TASK TO COMPLETE
Skip all pictures, then print the remaining material exactly.

SUPPLIED MATERIAL
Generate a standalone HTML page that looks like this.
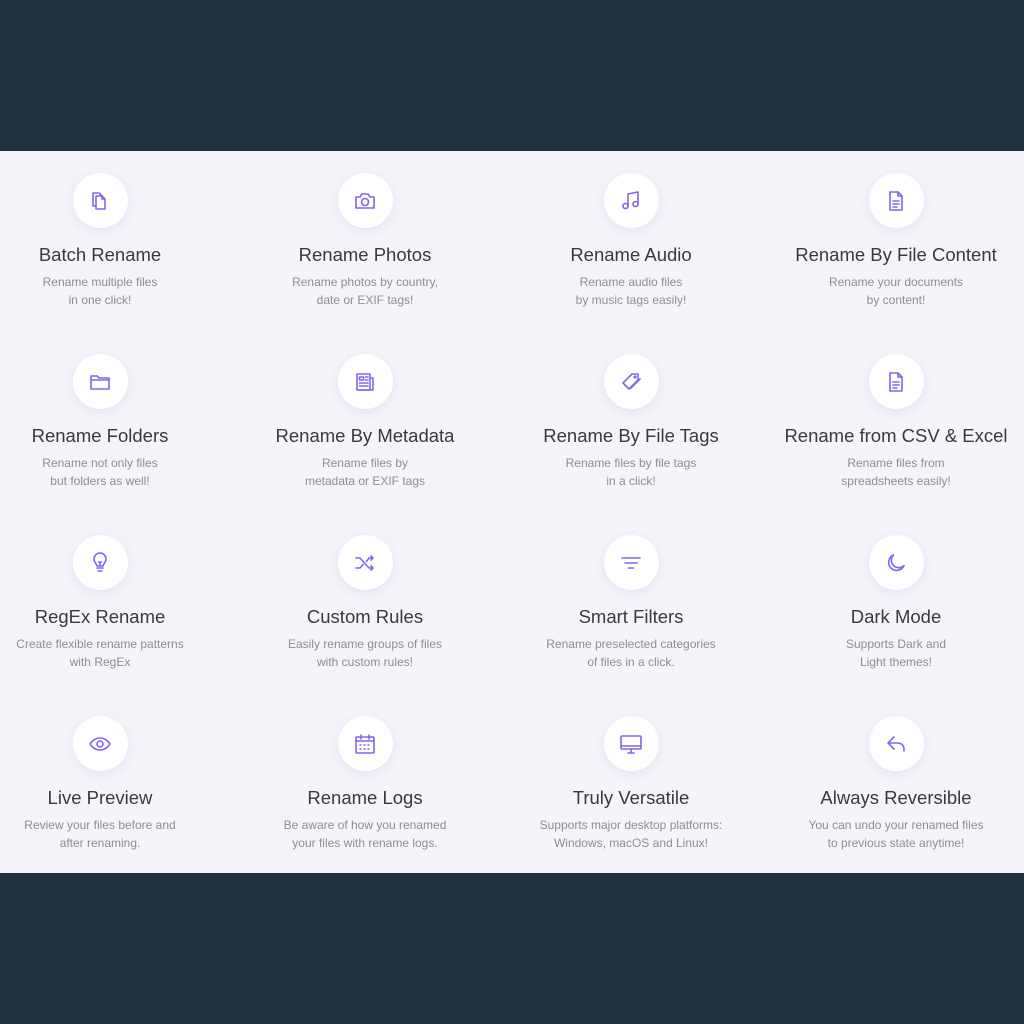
<!DOCTYPE html>
<html><head><meta charset="utf-8"><style>
html,body{margin:0;padding:0;width:1024px;height:1024px;background:#1f313d;overflow:hidden;font-family:"Liberation Sans",Arial,sans-serif}
.panel{position:absolute;left:0;top:151px;width:1024px;height:722px;background:#f4f4fa}
.item{position:absolute;width:266px;text-align:center}
.c{width:55px;height:55px;border-radius:50%;background:#fff;margin:0 auto;box-shadow:0 3px 10px rgba(120,110,200,.12);display:flex;align-items:center;justify-content:center}
.c svg{width:24px;height:24px;fill:none;stroke:#7b68f0;stroke-width:1.6;stroke-linecap:round;stroke-linejoin:round}
.t{font-size:18.5px;color:#3a3a3a;margin-top:16px;line-height:22px}
.d{font-size:12px;color:#8d8d95;margin-top:7px;line-height:18px}
</style></head><body>
<div class="panel"></div>
<div id="g"></div>
<script>
var items=[
["Batch Rename","Rename multiple files<br>in one click!",'<path d="M8 7h6l3 3v10H8z"/><path d="M14 7v3h3"/><path d="M8 17H5V4h6l3 3"/>'],
["Rename Photos","Rename photos by country,<br>date or EXIF tags!",'<path d="M3 8h4l2-3h6l2 3h4v11H3z"/><circle cx="12" cy="13" r="3.5"/>'],
["Rename Audio","Rename audio files<br>by music tags easily!",'<path d="M9 17V5l10-2v12"/><circle cx="6.5" cy="17" r="2.5"/><circle cx="16.5" cy="15" r="2.5"/>'],
["Rename By File Content","Rename your documents<br>by content!",'<path d="M6 3h8l4 4v14H6z"/><path d="M14 3v4h4M9 12h6M9 15h6M9 18h4"/>'],
["Rename Folders","Rename not only files<br>but folders as well!",'<path d="M3 6h6l2 2h10v11H3z"/><path d="M3 10h18"/>'],
["Rename By Metadata","Rename files by<br>metadata or EXIF tags",'<path d="M4 4h13v16H4z"/><path d="M17 8h3v12H6"/><rect x="6.5" y="7" width="4" height="3"/><path d="M12.5 7h2.5M12.5 10h2.5M6.5 13h8.5M6.5 16h8.5"/>'],
["Rename By File Tags","Rename files by file tags<br>in a click!",'<path d="M13 4h6v6l-9 9-6-6z"/><circle cx="16" cy="7" r="0.8"/><path d="M21 9l-9 9"/>'],
["Rename from CSV & Excel","Rename files from<br>spreadsheets easily!",'<path d="M6 3h8l4 4v14H6z"/><path d="M14 3v4h4M9 12h6M9 15h6M9 18h4"/>'],
["RegEx Rename","Create flexible rename patterns<br>with RegEx",'<path d="M9 17h6M10 20h4"/><path d="M9 15c0-2-3-3.5-3-7a6 6 0 0112 0c0 3.5-3 5-3 7z"/><path d="M12 15v-4M10.5 11h3"/>'],
["Custom Rules","Easily rename groups of files<br>with custom rules!",'<path d="M3 7h4l9 10h4M3 17h4l3-3.5M13.5 10.5L16 7h4M18 5l2 2-2 2M18 15l2 2-2 2"/>'],
["Smart Filters","Rename preselected categories<br>of files in a click.",'<path d="M3 7h18M6 12h12M9.5 17h5"/>'],
["Dark Mode","Supports Dark and<br>Light themes!",'<path d="M20 14.5A8 8 0 119.5 4a6.5 6.5 0 0010.5 10.5z"/>'],
["Live Preview","Review your files before and<br>after renaming.",'<path d="M2 12s3.5-6 10-6 10 6 10 6-3.5 6-10 6S2 12 2 12z"/><circle cx="12" cy="12" r="3"/>'],
["Rename Logs","Be aware of how you renamed<br>your files with rename logs.",'<rect x="3" y="5" width="18" height="16" rx="1"/><path d="M3 9h18M8 3v4M16 3v4M7 13h1M11 13h1M15 13h1M7 17h1M11 17h1M15 17h1"/>'],
["Truly Versatile","Supports major desktop platforms:<br>Windows, macOS and Linux!",'<rect x="2" y="4" width="20" height="13" rx="1"/><path d="M2 14h20M9 21h6M12 17v4"/>'],
["Always Reversible","You can undo your renamed files<br>to previous state anytime!",'<path d="M10 5L4 11l6 6M4 11h10a6 6 0 016 6v2"/>']
];
var cx=[100,365,631,896],cy=[173,354,535,716],h="";
items.forEach(function(it,i){var col=i%4,row=Math.floor(i/4);
h+='<div class="item" style="left:'+(cx[col]-133)+'px;top:'+cy[row]+'px"><div class="c"><svg viewBox="0 0 24 24">'+it[2]+'</svg></div><div class="t">'+it[0].replace("&","&amp;")+'</div><div class="d">'+it[1]+'</div></div>';});
document.getElementById("g").innerHTML=h;
</script>
</body></html>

WRITTEN SOLUTION
Generate a standalone HTML page that looks like this.
<!DOCTYPE html>
<html><head><meta charset="utf-8"><style>
html,body{margin:0;padding:0;width:1024px;height:1024px;background:#1f313d;overflow:hidden;font-family:"Liberation Sans",Arial,sans-serif}
.panel{position:absolute;left:0;top:151px;width:1024px;height:722px;background:#f4f4fa}
.item{position:absolute;width:266px;text-align:center}
.c{width:55px;height:55px;border-radius:50%;background:#fff;margin:0 auto;box-shadow:0 3px 10px rgba(120,110,200,.12);display:flex;align-items:center;justify-content:center}
.c svg{width:24px;height:24px;fill:none;stroke:#7b68f0;stroke-width:1.6;stroke-linecap:round;stroke-linejoin:round}
.t{font-size:18.5px;color:#3a3a3a;margin-top:16px;line-height:22px}
.d{font-size:12px;color:#8d8d95;margin-top:7px;line-height:18px}
</style></head><body>
<div class="panel"></div>
<div id="g"></div>
<script>
var items=[
["Batch Rename","Rename multiple files<br>in one click!",'<path d="M8 7h6l3 3v10H8z"/><path d="M14 7v3h3"/><path d="M8 17H5V4h6l3 3"/>'],
["Rename Photos","Rename photos by country,<br>date or EXIF tags!",'<path d="M3 8h4l2-3h6l2 3h4v11H3z"/><circle cx="12" cy="13" r="3.5"/>'],
["Rename Audio","Rename audio files<br>by music tags easily!",'<path d="M9 17V5l10-2v12"/><circle cx="6.5" cy="17" r="2.5"/><circle cx="16.5" cy="15" r="2.5"/>'],
["Rename By File Content","Rename your documents<br>by content!",'<path d="M6 3h8l4 4v14H6z"/><path d="M14 3v4h4M9 12h6M9 15h6M9 18h4"/>'],
["Rename Folders","Rename not only files<br>but folders as well!",'<path d="M3 6h6l2 2h10v11H3z"/><path d="M3 10h18"/>'],
["Rename By Metadata","Rename files by<br>metadata or EXIF tags",'<path d="M4 4h13v16H4z"/><path d="M17 8h3v12H6"/><rect x="6.5" y="7" width="4" height="3"/><path d="M12.5 7h2.5M12.5 10h2.5M6.5 13h8.5M6.5 16h8.5"/>'],
["Rename By File Tags","Rename files by file tags<br>in a click!",'<path d="M13 4h6v6l-9 9-6-6z"/><circle cx="16" cy="7" r="0.8"/><path d="M21 9l-9 9"/>'],
["Rename from CSV & Excel","Rename files from<br>spreadsheets easily!",'<path d="M6 3h8l4 4v14H6z"/><path d="M14 3v4h4M9 12h6M9 15h6M9 18h4"/>'],
["RegEx Rename","Create flexible rename patterns<br>with RegEx",'<path d="M9 17h6M10 20h4"/><path d="M9 15c0-2-3-3.5-3-7a6 6 0 0112 0c0 3.5-3 5-3 7z"/><path d="M12 15v-4M10.5 11h3"/>'],
["Custom Rules","Easily rename groups of files<br>with custom rules!",'<path d="M3 7h4l9 10h4M3 17h4l3-3.5M13.5 10.5L16 7h4M18 5l2 2-2 2M18 15l2 2-2 2"/>'],
["Smart Filters","Rename preselected categories<br>of files in a click.",'<path d="M3 7h18M6 12h12M9.5 17h5"/>'],
["Dark Mode","Supports Dark and<br>Light themes!",'<path d="M20 14.5A8 8 0 119.5 4a6.5 6.5 0 0010.5 10.5z"/>'],
["Live Preview","Review your files before and<br>after renaming.",'<path d="M2 12s3.5-6 10-6 10 6 10 6-3.5 6-10 6S2 12 2 12z"/><circle cx="12" cy="12" r="3"/>'],
["Rename Logs","Be aware of how you renamed<br>your files with rename logs.",'<rect x="3" y="5" width="18" height="16" rx="1"/><path d="M3 9h18M8 3v4M16 3v4M7 13h1M11 13h1M15 13h1M7 17h1M11 17h1M15 17h1"/>'],
["Truly Versatile","Supports major desktop platforms:<br>Windows, macOS and Linux!",'<rect x="2" y="4" width="20" height="13" rx="1"/><path d="M2 14h20M9 21h6M12 17v4"/>'],
["Always Reversible","You can undo your renamed files<br>to previous state anytime!",'<path d="M10 5L4 11l6 6M4 11h10a6 6 0 016 6v2"/>']
];
var cx=[100,365,631,896],cy=[173,354,535,716],h="";
items.forEach(function(it,i){var col=i%4,row=Math.floor(i/4);
h+='<div class="item" style="left:'+(cx[col]-133)+'px;top:'+cy[row]+'px"><div class="c"><svg viewBox="0 0 24 24">'+it[2]+'</svg></div><div class="t">'+it[0].replace("&","&amp;")+'</div><div class="d">'+it[1]+'</div></div>';});
document.getElementById("g").innerHTML=h;
</script>
</body></html>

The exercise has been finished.